Quote the whole listing exactly. Leave the pictures out of your copy.
━━━━━━━━━━━━━━━━━━━━━━━━━━━━━━
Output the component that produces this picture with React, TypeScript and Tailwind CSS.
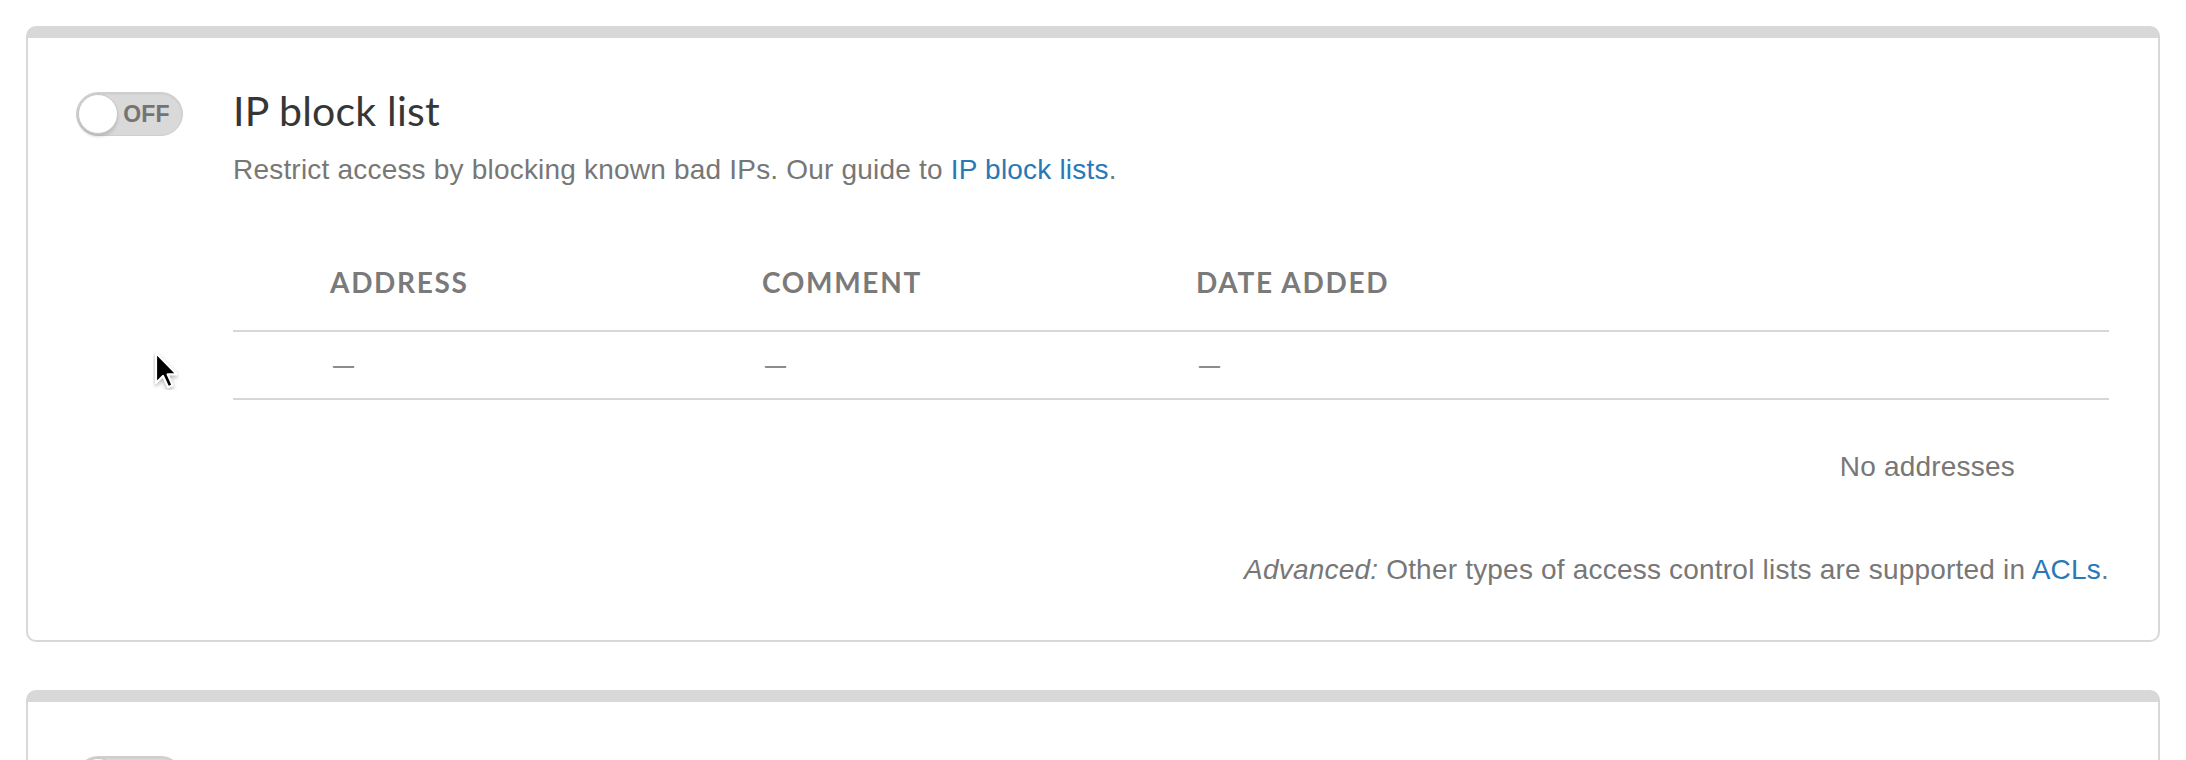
import React from "react";

const sans = "font-['Liberation_Sans',Arial,sans-serif] tracking-[0.2px]";
const display = "font-['Lato','Open_Sans',sans-serif]";

function Toggle() {
  return (
    <div className="relative h-[44px] w-[107px] shrink-0 rounded-full border border-[#cfcfcf] bg-[#d9d9d9] shadow-[inset_0_1px_2px_rgba(0,0,0,0.08)]">
      <div className="absolute left-[1px] top-[1px] size-[40px] rounded-full border border-[#c6c6c6] bg-white shadow-[0_3px_3px_rgba(0,0,0,0.12)]" />
      <span
        className={`absolute left-[46px] right-[12px] top-0 flex h-full items-center justify-center text-[23px] font-bold text-[#747474] ${sans}`}
      >
        OFF
      </span>
    </div>
  );
}

function Card({ children }: { children?: React.ReactNode }) {
  return (
    <section className="rounded-[10px] border-2 border-t-[12px] border-[#d8d8d8] bg-white">
      {children}
    </section>
  );
}

const columns = ["ADDRESS", "COMMENT", "DATE ADDED"];

function BlockTable() {
  return (
    <div className="mt-[76px]">
      <div className="grid grid-cols-[97px_432px_434px_1fr] border-b-2 border-[#d7d7d7] pb-[32px]">
        <div />
        {columns.map((c) => (
          <div
            key={c}
            className={`text-[28px] leading-[32px] font-bold tracking-[0.06em] text-[#7a7a7a] ${display}`}
          >
            {c}
          </div>
        ))}
        <div />
      </div>
      <div className="grid h-[68px] grid-cols-[97px_432px_434px_1fr] items-center border-b-2 border-[#d7d7d7]">
        <div />
        {columns.map((c) => (
          <div
            key={c}
            className={`translate-y-[11px] pl-[3px] text-[21px] leading-none font-bold text-[#8c8c8c] ${sans}`}
          >
            —
          </div>
        ))}
        <div />
      </div>
    </div>
  );
}

function Cursor() {
  return (
    <svg
      className="absolute left-[153px] top-[350px]"
      width="26"
      height="40"
      viewBox="0 0 13 20"
    >
      <path
        d="M1.5 1.5 L1.5 16.5 L5 13 L7.6 18.6 L9.8 17.6 L7.3 12.2 L12 12.2 Z"
        fill="#000"
        stroke="#fff"
        strokeWidth="1.1"
        strokeLinejoin="round"
        style={{ filter: "drop-shadow(0 1px 1px rgba(0,0,0,0.3))" }}
      />
    </svg>
  );
}

export default function App() {
  return (
    <div className="relative min-h-screen overflow-hidden bg-white px-[26px] pt-[26px]">
      <Card>
        <div className="flex items-start pl-[48px] pr-[49px] pt-[49px] pb-[50px]">
          <div className="mt-[5px]">
            <Toggle />
          </div>
          <div className="ml-[50px] flex-1">
            <h2
              className={`text-[41px] leading-[48px] font-normal tracking-[0.2px] text-[#363636] ${display}`}
            >
              IP block list
            </h2>
            <p className={`mt-[15px] text-[28px] leading-[40px] text-[#777] ${sans}`}>
              Restrict access by blocking known bad IPs. Our guide to{" "}
              <a href="#" className="text-[#2a79b5]">
                IP block lists
              </a>
              .
            </p>
            <BlockTable />
            <p className={`mt-[47px] pr-[94px] text-right text-[28px] leading-[40px] text-[#777] ${sans}`}>
              No addresses
            </p>
            <p className={`mt-[63px] text-right text-[28px] leading-[40px] text-[#777] ${sans}`}>
              <em>Advanced:</em> Other types of access control lists are supported in{" "}
              <a href="#" className="text-[#2a79b5]">
                ACLs
              </a>
              .
            </p>
          </div>
        </div>
      </Card>
      <div className="mt-[48px]">
        <Card>
          <div className="flex items-start pl-[48px] pt-[54px] pb-[120px]">
            <Toggle />
          </div>
        </Card>
      </div>
      <Cursor />
    </div>
  );
}
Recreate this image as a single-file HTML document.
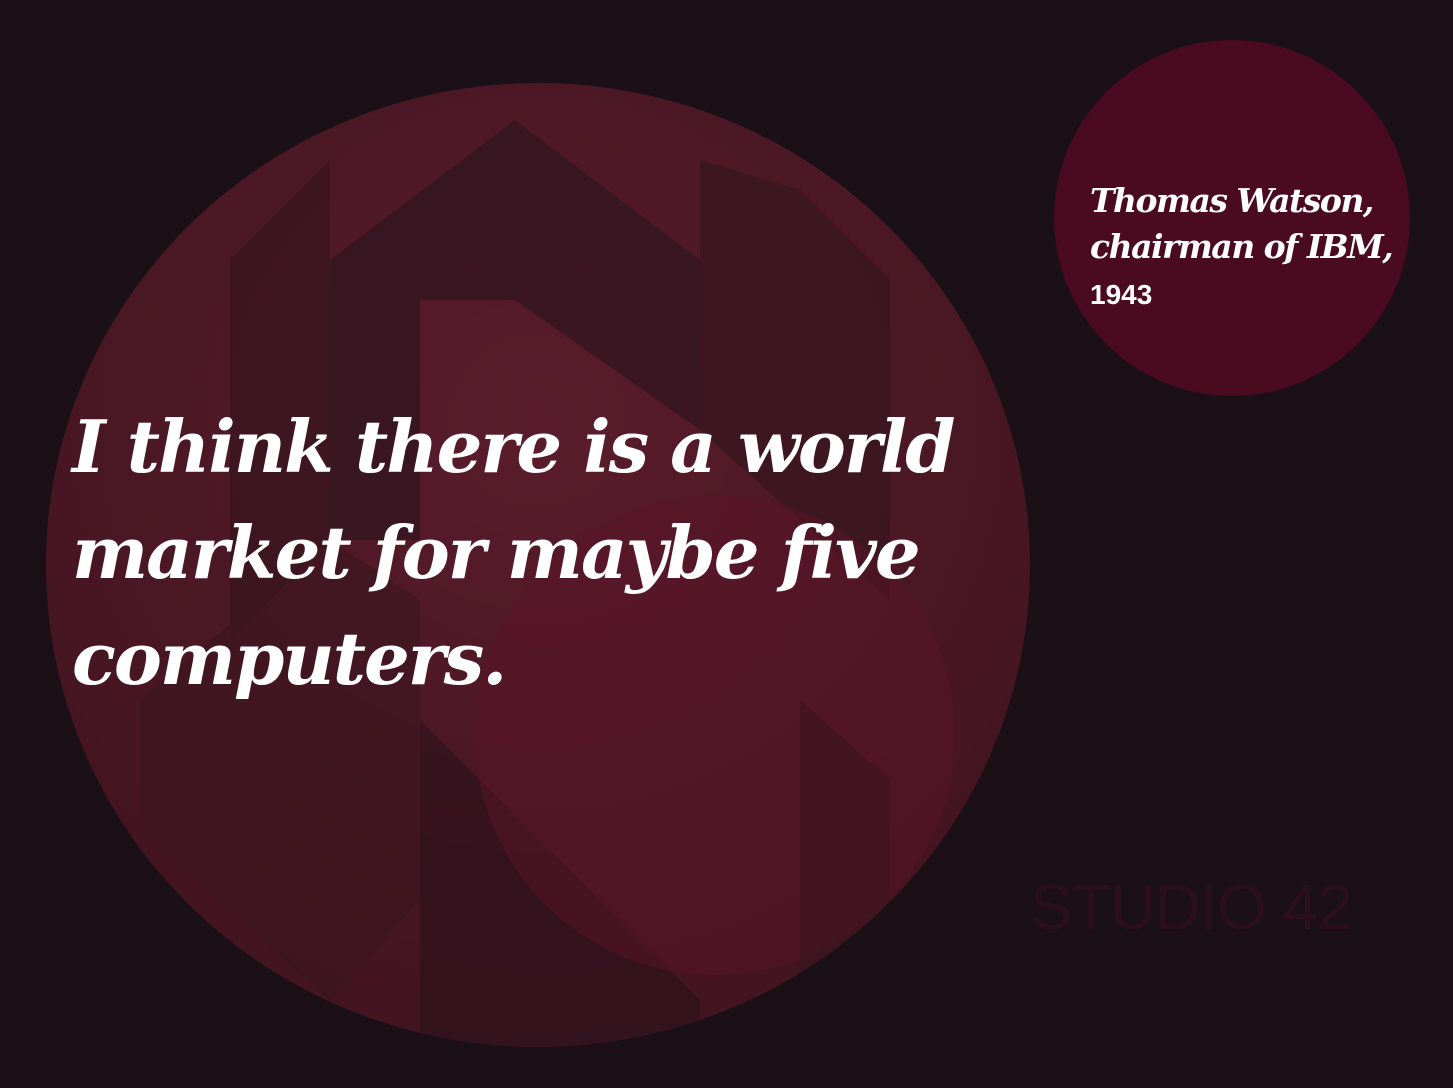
<!DOCTYPE html>
<html><head><meta charset="utf-8"><style>
html,body{margin:0;padding:0;background:#1a1016;width:1453px;height:1088px;overflow:hidden}
.q{position:absolute;left:72px;top:394px;color:#fff;font-family:"DejaVu Serif","Liberation Serif",serif;font-style:italic;font-weight:bold;font-size:72px;line-height:106px;letter-spacing:-2px}
.a{position:absolute;left:1090px;top:178px;color:#fff;font-family:"DejaVu Serif","Liberation Serif",serif;font-style:italic;font-weight:bold;font-size:33px;line-height:46px;letter-spacing:-1.5px}
.y{font-family:"Liberation Sans",sans-serif;font-style:normal;font-size:28px;letter-spacing:0}
.s{position:absolute;left:1030px;top:870px;color:#2c0f1d;font-family:"Liberation Sans",sans-serif;font-size:64px;letter-spacing:-1px}
</style></head><body>
<svg width="1453" height="1088" style="position:absolute;left:0;top:0">
<defs>
<clipPath id="c"><ellipse cx="538" cy="565" rx="492" ry="482"/></clipPath>
<radialGradient id="g" cx="0.5" cy="0.35" r="0.7"><stop offset="0" stop-color="#5a1c2c"/><stop offset="1" stop-color="#40141f"/></radialGradient>
</defs>
<ellipse cx="538" cy="565" rx="492" ry="482" fill="url(#g)"/>
<g clip-path="url(#c)">
<polygon points="230,260 330,160 330,540 230,640" fill="#3a1520" opacity="0.8"/>
<polygon points="330,260 515,120 700,260 700,430 515,300 420,300 420,540 330,540" fill="#321520" opacity="0.8"/>
<polygon points="700,160 800,190 890,280 890,600 800,520 700,430" fill="#351520" opacity="0.7"/>
<polygon points="140,700 330,540 420,600 420,900 330,1000 140,830" fill="#3a1520" opacity="0.6"/>
<polygon points="420,720 600,900 700,1000 700,1060 420,1060" fill="#2e121c" opacity="0.7"/>
<circle cx="715" cy="735" r="240" fill="#5a1428" opacity="0.5"/>
<polygon points="800,700 890,780 890,1060 800,1060" fill="#3a1520" opacity="0.6"/>
</g>
<circle cx="1232" cy="218" r="178" fill="#4a0a20"/>
</svg>
<div class="q">I think there is a world<br>market for maybe five<br>computers.</div>
<div class="a">Thomas Watson,<br>chairman of IBM,<br><span class="y">1943</span></div>
<div class="s">STUDIO 42</div>
</body></html>
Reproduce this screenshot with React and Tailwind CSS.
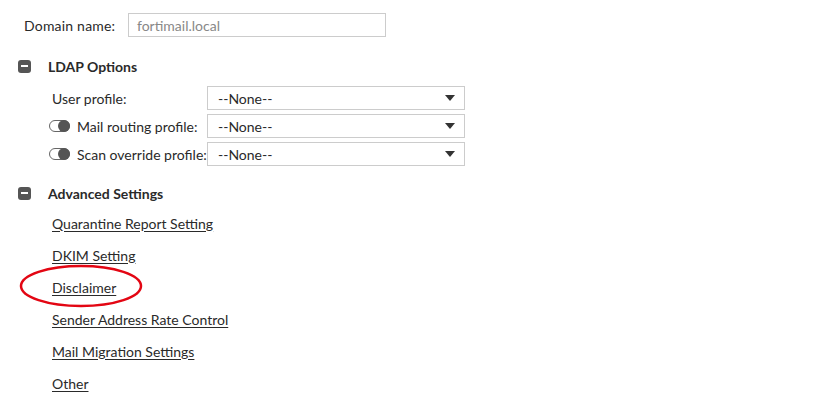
━━━━━━━━━━━━━━━━━━━━━━━━━━━━━━
### [SOLUTION BELOW]
Output the component that produces this picture with React, TypeScript and Tailwind CSS.
import React from "react";

const sans = "font-['Liberation_Sans',Arial,sans-serif] tracking-[0.2px]";
const display = "font-['Lato','Open_Sans',sans-serif]";

function Toggle() {
  return (
    <div className="relative h-[44px] w-[107px] shrink-0 rounded-full border border-[#cfcfcf] bg-[#d9d9d9] shadow-[inset_0_1px_2px_rgba(0,0,0,0.08)]">
      <div className="absolute left-[1px] top-[1px] size-[40px] rounded-full border border-[#c6c6c6] bg-white shadow-[0_3px_3px_rgba(0,0,0,0.12)]" />
      <span
        className={`absolute left-[46px] right-[12px] top-0 flex h-full items-center justify-center text-[23px] font-bold text-[#747474] ${sans}`}
      >
        OFF
      </span>
    </div>
  );
}

function Card({ children }: { children?: React.ReactNode }) {
  return (
    <section className="rounded-[10px] border-2 border-t-[12px] border-[#d8d8d8] bg-white">
      {children}
    </section>
  );
}

const columns = ["ADDRESS", "COMMENT", "DATE ADDED"];

function BlockTable() {
  return (
    <div className="mt-[76px]">
      <div className="grid grid-cols-[97px_432px_434px_1fr] border-b-2 border-[#d7d7d7] pb-[32px]">
        <div />
        {columns.map((c) => (
          <div
            key={c}
            className={`text-[28px] leading-[32px] font-bold tracking-[0.06em] text-[#7a7a7a] ${display}`}
          >
            {c}
          </div>
        ))}
        <div />
      </div>
      <div className="grid h-[68px] grid-cols-[97px_432px_434px_1fr] items-center border-b-2 border-[#d7d7d7]">
        <div />
        {columns.map((c) => (
          <div
            key={c}
            className={`translate-y-[11px] pl-[3px] text-[21px] leading-none font-bold text-[#8c8c8c] ${sans}`}
          >
            —
          </div>
        ))}
        <div />
      </div>
    </div>
  );
}

function Cursor() {
  return (
    <svg
      className="absolute left-[153px] top-[350px]"
      width="26"
      height="40"
      viewBox="0 0 13 20"
    >
      <path
        d="M1.5 1.5 L1.5 16.5 L5 13 L7.6 18.6 L9.8 17.6 L7.3 12.2 L12 12.2 Z"
        fill="#000"
        stroke="#fff"
        strokeWidth="1.1"
        strokeLinejoin="round"
        style={{ filter: "drop-shadow(0 1px 1px rgba(0,0,0,0.3))" }}
      />
    </svg>
  );
}

export default function App() {
  return (
    <div className="relative min-h-screen overflow-hidden bg-white px-[26px] pt-[26px]">
      <Card>
        <div className="flex items-start pl-[48px] pr-[49px] pt-[49px] pb-[50px]">
          <div className="mt-[5px]">
            <Toggle />
          </div>
          <div className="ml-[50px] flex-1">
            <h2
              className={`text-[41px] leading-[48px] font-normal tracking-[0.2px] text-[#363636] ${display}`}
            >
              IP block list
            </h2>
            <p className={`mt-[15px] text-[28px] leading-[40px] text-[#777] ${sans}`}>
              Restrict access by blocking known bad IPs. Our guide to{" "}
              <a href="#" className="text-[#2a79b5]">
                IP block lists
              </a>
              .
            </p>
            <BlockTable />
            <p className={`mt-[47px] pr-[94px] text-right text-[28px] leading-[40px] text-[#777] ${sans}`}>
              No addresses
            </p>
            <p className={`mt-[63px] text-right text-[28px] leading-[40px] text-[#777] ${sans}`}>
              <em>Advanced:</em> Other types of access control lists are supported in{" "}
              <a href="#" className="text-[#2a79b5]">
                ACLs
              </a>
              .
            </p>
          </div>
        </div>
      </Card>
      <div className="mt-[48px]">
        <Card>
          <div className="flex items-start pl-[48px] pt-[54px] pb-[120px]">
            <Toggle />
          </div>
        </Card>
      </div>
      <Cursor />
    </div>
  );
}
Recreate this image as a single-file HTML document.
<!DOCTYPE html>
<html><head><meta charset="utf-8"><style>
html,body{margin:0;padding:0;background:#1a1016;width:1453px;height:1088px;overflow:hidden}
.q{position:absolute;left:72px;top:394px;color:#fff;font-family:"DejaVu Serif","Liberation Serif",serif;font-style:italic;font-weight:bold;font-size:72px;line-height:106px;letter-spacing:-2px}
.a{position:absolute;left:1090px;top:178px;color:#fff;font-family:"DejaVu Serif","Liberation Serif",serif;font-style:italic;font-weight:bold;font-size:33px;line-height:46px;letter-spacing:-1.5px}
.y{font-family:"Liberation Sans",sans-serif;font-style:normal;font-size:28px;letter-spacing:0}
.s{position:absolute;left:1030px;top:870px;color:#2c0f1d;font-family:"Liberation Sans",sans-serif;font-size:64px;letter-spacing:-1px}
</style></head><body>
<svg width="1453" height="1088" style="position:absolute;left:0;top:0">
<defs>
<clipPath id="c"><ellipse cx="538" cy="565" rx="492" ry="482"/></clipPath>
<radialGradient id="g" cx="0.5" cy="0.35" r="0.7"><stop offset="0" stop-color="#5a1c2c"/><stop offset="1" stop-color="#40141f"/></radialGradient>
</defs>
<ellipse cx="538" cy="565" rx="492" ry="482" fill="url(#g)"/>
<g clip-path="url(#c)">
<polygon points="230,260 330,160 330,540 230,640" fill="#3a1520" opacity="0.8"/>
<polygon points="330,260 515,120 700,260 700,430 515,300 420,300 420,540 330,540" fill="#321520" opacity="0.8"/>
<polygon points="700,160 800,190 890,280 890,600 800,520 700,430" fill="#351520" opacity="0.7"/>
<polygon points="140,700 330,540 420,600 420,900 330,1000 140,830" fill="#3a1520" opacity="0.6"/>
<polygon points="420,720 600,900 700,1000 700,1060 420,1060" fill="#2e121c" opacity="0.7"/>
<circle cx="715" cy="735" r="240" fill="#5a1428" opacity="0.5"/>
<polygon points="800,700 890,780 890,1060 800,1060" fill="#3a1520" opacity="0.6"/>
</g>
<circle cx="1232" cy="218" r="178" fill="#4a0a20"/>
</svg>
<div class="q">I think there is a world<br>market for maybe five<br>computers.</div>
<div class="a">Thomas Watson,<br>chairman of IBM,<br><span class="y">1943</span></div>
<div class="s">STUDIO 42</div>
</body></html>
Reproduce this screenshot with React and Tailwind CSS.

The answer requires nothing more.